Post Edited (confussled) : 3/14/2008 1:06:10 AM (GMT-6)
The shortness of breath may be due to the kidneys struggling. You mentioned that she was only urinating on occasion, and this too may be another sign. When the kidneys are struggling, the acids build up in the blood making it hard for the blood to carry oxygen. My mum had renal failure aswell in her final stages, she was placed on life support to help her breathe better and also put on dialysis at the same time to help her kidney function. My mum also didnt want any treatment and refused to be placed into hospital and checked herself out overy time we called an ambulance to take her there.
Keep your chin up.
confussled, what a wonderful gift you are giving your mom. The time you are spending now with her is so precious and you have three kids too. As far as what to expect it is for certain that she will deteriorate quickly. If she becomes more demanding and even mean that is part of the toxicicity that is building up. The toxins travel up to the brain thru the blood flow and causes all the mental distress she is in. As the toxins build up she gets more and more confused. Combined with her not eating and drinking such a small amount of fluids she increases the toxicity. All these symptoms are very common with advanced encephalopathy. Her kidneys and other organs are all affected. It will probably come to the point that she goes into a coma and if so believe me it is a blessing for her. I just went thru this same issue with my own mother in November 07. It is heartbreaking to watch I know (as do many others who post on this site). We put her in our local Hospice facility when she started falling down and wondering in the house. She would have really hurt herself if we had not placed her there. It wasn't as difficult to put her in Hospice as I had imagined. For us it was a saftey issue. The care they gave her was absolutely wonderful. She was in agonizing pain toward the end and they kept her painfree with pain medication. It is depressing for us as caregivers but a blessing as well for everyone involved especially the patient. My thoughts are with you and know that your are doing everything you can to make her time with you memorable and comfortable. GOD Bless.

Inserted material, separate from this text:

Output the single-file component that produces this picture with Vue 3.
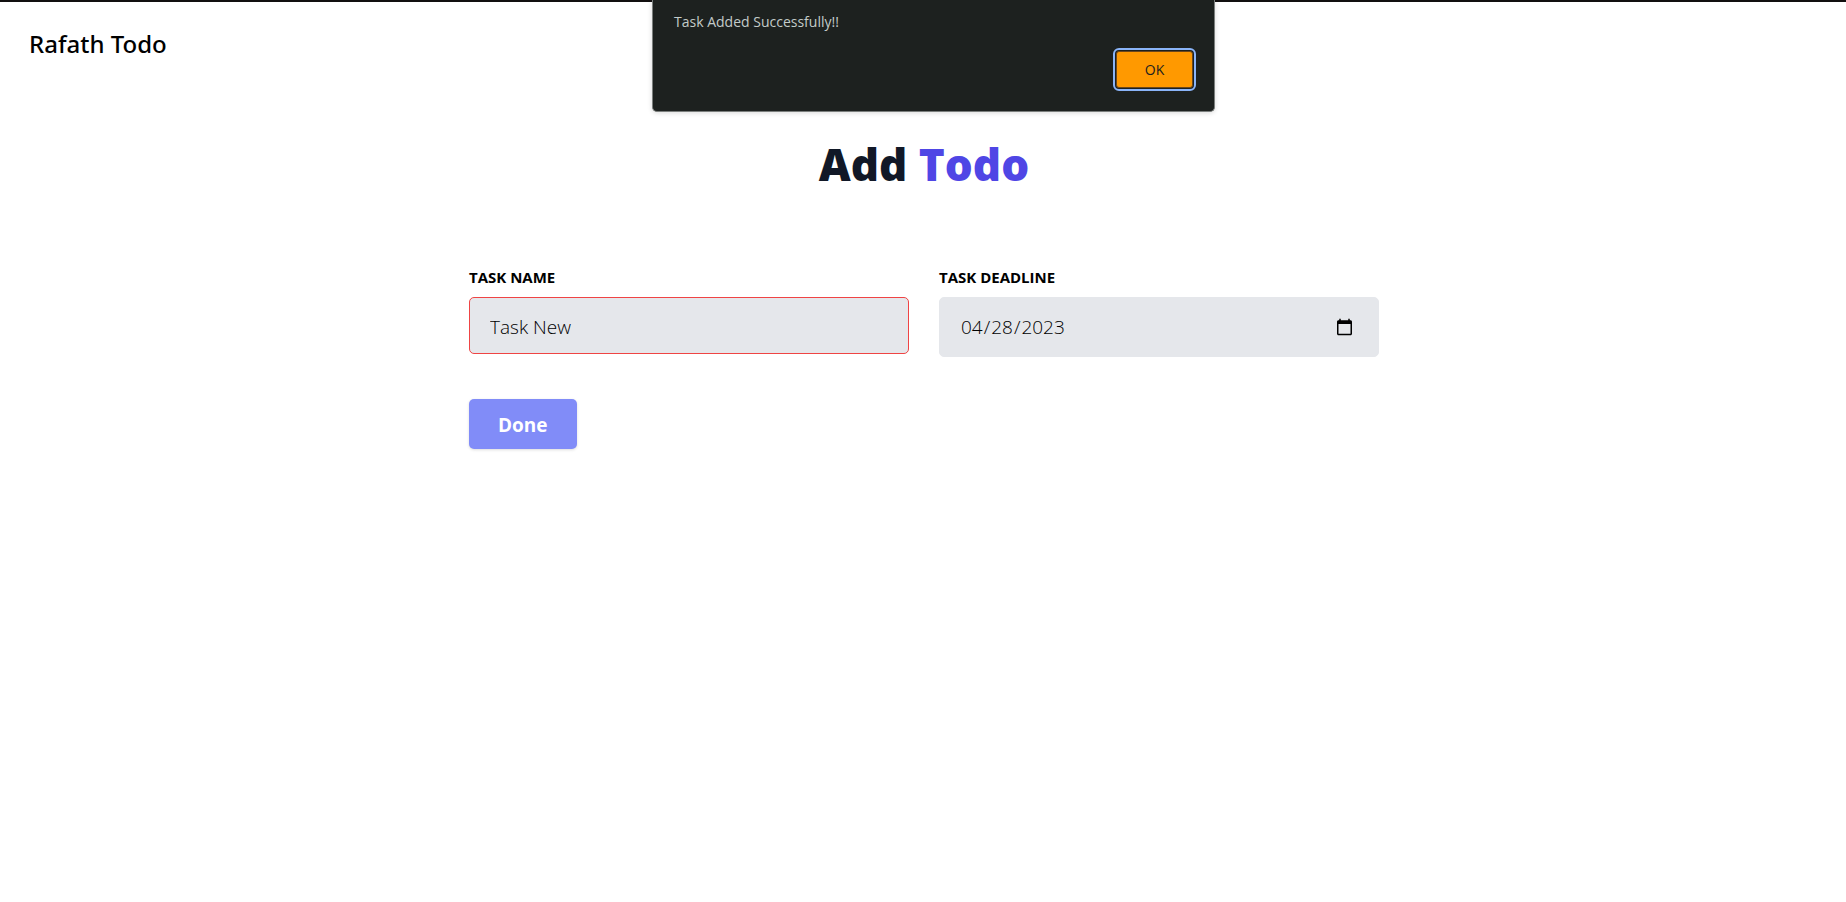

Confussled, I agree that it may be time for you to speak with her doctor about hospice. Don't feel guilty--they can provide care that you are simply unable to. They are also very knowledgeable about the stages of dying. If she IS experiencing pain, they can coordinate her pain medication. If your mom goes into a nursing home or hospice home, perhaps they can provide her with nicotine patches to get through the bad withdrawal stages. The fact that they are probably not good for the liver is a moot point right now. Knowing that I had hep C, but also being aware that I had a 2-pack a day habit for 40 years...when I was hospitalized in a spica (body) cast for weeks following a hip surgery, the medical staff provided me with a daily nicotine patch from Day 1. And that was when I quit smoking for good...over 5 years ago (yay me!)

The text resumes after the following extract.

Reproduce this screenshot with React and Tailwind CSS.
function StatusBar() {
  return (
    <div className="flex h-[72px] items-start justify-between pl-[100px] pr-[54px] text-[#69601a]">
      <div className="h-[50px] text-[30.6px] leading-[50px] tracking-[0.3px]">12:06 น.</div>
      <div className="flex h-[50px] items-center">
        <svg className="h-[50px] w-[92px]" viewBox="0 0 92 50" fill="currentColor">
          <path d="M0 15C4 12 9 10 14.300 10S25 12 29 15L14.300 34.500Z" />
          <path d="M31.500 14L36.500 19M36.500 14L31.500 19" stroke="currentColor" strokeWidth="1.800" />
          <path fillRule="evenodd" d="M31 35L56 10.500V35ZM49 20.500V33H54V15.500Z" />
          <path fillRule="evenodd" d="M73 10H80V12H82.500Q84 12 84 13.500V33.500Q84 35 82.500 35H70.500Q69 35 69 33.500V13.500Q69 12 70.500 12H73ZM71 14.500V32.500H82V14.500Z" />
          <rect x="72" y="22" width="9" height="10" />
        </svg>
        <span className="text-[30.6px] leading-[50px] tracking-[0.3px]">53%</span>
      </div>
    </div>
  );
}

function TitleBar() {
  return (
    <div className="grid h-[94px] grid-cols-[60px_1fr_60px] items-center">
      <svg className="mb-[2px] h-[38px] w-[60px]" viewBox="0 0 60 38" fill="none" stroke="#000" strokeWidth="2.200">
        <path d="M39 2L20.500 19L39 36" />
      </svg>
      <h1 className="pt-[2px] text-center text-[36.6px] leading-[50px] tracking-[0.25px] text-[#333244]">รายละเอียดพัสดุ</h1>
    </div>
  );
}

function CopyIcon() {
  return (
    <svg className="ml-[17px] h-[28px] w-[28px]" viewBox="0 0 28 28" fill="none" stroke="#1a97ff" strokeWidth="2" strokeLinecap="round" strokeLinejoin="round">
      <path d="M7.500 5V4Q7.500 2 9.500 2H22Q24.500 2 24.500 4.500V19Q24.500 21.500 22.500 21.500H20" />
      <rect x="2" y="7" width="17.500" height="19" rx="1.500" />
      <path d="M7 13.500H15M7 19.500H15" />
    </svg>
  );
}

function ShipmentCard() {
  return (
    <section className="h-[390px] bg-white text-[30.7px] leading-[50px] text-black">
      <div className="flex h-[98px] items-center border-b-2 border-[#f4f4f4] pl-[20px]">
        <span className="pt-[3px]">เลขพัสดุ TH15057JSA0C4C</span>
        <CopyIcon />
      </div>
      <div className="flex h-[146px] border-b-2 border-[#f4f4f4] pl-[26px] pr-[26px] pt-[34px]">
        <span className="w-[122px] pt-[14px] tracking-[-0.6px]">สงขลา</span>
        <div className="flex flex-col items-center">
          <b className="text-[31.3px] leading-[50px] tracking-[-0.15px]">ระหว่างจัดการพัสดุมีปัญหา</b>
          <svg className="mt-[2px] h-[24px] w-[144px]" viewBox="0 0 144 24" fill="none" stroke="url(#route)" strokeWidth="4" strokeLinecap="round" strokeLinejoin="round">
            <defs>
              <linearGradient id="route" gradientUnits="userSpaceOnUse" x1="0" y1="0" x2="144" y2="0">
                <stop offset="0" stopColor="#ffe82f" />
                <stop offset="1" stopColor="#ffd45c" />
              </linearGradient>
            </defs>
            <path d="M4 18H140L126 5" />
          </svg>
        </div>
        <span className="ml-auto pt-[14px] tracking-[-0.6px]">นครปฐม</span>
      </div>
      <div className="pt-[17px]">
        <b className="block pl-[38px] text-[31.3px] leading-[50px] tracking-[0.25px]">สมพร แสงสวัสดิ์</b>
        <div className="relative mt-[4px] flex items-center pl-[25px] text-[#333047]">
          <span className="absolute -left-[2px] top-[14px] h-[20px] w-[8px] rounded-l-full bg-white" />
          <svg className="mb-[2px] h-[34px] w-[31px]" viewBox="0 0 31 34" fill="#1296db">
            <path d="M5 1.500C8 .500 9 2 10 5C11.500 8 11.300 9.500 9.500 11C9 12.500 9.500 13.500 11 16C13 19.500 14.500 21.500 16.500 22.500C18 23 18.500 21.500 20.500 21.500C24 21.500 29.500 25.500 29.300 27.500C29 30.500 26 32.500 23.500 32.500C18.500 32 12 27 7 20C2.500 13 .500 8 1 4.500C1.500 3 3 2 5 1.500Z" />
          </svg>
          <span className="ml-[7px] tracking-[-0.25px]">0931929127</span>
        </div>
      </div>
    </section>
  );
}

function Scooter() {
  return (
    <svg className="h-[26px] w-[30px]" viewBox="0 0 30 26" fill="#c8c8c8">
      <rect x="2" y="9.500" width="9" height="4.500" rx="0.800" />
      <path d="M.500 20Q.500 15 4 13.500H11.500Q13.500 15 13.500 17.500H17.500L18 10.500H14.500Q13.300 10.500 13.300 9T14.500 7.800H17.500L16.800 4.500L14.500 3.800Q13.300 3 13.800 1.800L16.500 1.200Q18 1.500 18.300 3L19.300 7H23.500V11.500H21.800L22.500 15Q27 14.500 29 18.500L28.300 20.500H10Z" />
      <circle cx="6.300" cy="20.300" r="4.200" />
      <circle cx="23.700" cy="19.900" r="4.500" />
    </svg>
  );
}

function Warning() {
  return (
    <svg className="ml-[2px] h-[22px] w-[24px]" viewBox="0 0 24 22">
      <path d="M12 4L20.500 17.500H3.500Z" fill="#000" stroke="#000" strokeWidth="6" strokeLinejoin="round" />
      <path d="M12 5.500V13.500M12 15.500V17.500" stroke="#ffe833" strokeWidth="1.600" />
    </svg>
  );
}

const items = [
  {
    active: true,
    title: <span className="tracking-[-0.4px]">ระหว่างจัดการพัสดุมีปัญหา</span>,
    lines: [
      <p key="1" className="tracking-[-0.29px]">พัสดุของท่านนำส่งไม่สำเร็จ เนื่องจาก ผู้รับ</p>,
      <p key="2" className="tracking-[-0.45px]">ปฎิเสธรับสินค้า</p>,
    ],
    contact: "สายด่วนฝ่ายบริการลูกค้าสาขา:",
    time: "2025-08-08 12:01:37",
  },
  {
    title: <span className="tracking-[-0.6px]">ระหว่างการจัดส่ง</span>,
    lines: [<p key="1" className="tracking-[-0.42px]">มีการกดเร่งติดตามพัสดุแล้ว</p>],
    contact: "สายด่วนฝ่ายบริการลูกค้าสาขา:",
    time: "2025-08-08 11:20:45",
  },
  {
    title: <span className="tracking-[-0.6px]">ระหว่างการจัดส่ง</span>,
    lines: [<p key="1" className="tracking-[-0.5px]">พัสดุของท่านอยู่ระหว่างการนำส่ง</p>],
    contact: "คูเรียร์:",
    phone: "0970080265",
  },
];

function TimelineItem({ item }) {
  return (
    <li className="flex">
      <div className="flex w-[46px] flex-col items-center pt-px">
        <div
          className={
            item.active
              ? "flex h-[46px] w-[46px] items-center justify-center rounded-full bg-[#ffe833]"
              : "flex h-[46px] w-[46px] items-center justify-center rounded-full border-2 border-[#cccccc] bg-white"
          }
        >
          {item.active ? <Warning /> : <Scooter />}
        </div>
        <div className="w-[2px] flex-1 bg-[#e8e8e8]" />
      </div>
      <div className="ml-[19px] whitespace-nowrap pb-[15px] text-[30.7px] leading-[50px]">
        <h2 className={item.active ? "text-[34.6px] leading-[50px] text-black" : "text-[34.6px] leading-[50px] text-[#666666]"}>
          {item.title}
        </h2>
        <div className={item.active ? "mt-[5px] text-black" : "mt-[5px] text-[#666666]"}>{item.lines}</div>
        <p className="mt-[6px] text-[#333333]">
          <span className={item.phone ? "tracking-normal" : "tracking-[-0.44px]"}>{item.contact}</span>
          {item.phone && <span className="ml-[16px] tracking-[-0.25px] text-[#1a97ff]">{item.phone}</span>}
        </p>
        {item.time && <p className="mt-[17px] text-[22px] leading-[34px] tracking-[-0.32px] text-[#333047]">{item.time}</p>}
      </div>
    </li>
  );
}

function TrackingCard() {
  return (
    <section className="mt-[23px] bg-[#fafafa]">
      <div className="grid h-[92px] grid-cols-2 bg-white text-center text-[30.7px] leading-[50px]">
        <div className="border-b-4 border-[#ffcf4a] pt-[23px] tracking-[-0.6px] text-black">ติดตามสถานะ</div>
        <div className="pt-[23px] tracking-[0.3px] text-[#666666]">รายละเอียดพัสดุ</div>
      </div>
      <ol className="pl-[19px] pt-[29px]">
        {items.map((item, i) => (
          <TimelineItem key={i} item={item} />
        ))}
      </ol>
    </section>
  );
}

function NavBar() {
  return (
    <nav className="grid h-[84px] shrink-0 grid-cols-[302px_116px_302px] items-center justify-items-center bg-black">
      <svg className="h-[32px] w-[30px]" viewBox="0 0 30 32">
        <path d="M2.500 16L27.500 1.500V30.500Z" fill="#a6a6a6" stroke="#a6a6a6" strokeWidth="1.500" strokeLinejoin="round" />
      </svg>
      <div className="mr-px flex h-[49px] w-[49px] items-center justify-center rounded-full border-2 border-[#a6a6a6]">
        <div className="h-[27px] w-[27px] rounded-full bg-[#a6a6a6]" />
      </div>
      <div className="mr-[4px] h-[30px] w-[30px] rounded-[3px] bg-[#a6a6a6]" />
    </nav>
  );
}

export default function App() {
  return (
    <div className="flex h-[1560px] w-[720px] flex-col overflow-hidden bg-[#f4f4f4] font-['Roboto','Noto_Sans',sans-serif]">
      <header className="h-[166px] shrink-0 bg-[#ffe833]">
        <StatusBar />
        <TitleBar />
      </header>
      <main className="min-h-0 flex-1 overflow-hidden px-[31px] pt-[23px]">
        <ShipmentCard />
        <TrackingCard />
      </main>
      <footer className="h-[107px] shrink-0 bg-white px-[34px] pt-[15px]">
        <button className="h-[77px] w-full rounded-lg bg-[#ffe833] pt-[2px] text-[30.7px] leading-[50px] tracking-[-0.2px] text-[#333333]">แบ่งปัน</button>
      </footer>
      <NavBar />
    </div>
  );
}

It's wonderful that you were able to get her outside for a bit today and that she wanted to go. She may still have occasional "good" days like this one.
I do understand how very difficult and stressful the caretaking is. A former b.f. and I had his mother at home with us when she was dying of colon cancer. We both worked full time and had a nurse there when we were at work, but as soon as one of us got home, the nurse left. And there were several times when we got calls saying she had a high fever or some other complication, and an ambulance had been called, so one of us had to leave work and it was usually me, since my b.f. worked in the next state and commuted. The nights were very difficult. We both ended up losing our jobs (this was years ago before new laws), in great part due to the caretaking, and had to end up putting her in a hospice facility anyway prior to her death.
Some of the best advice that has been given to you is to take a little time for yourself each day.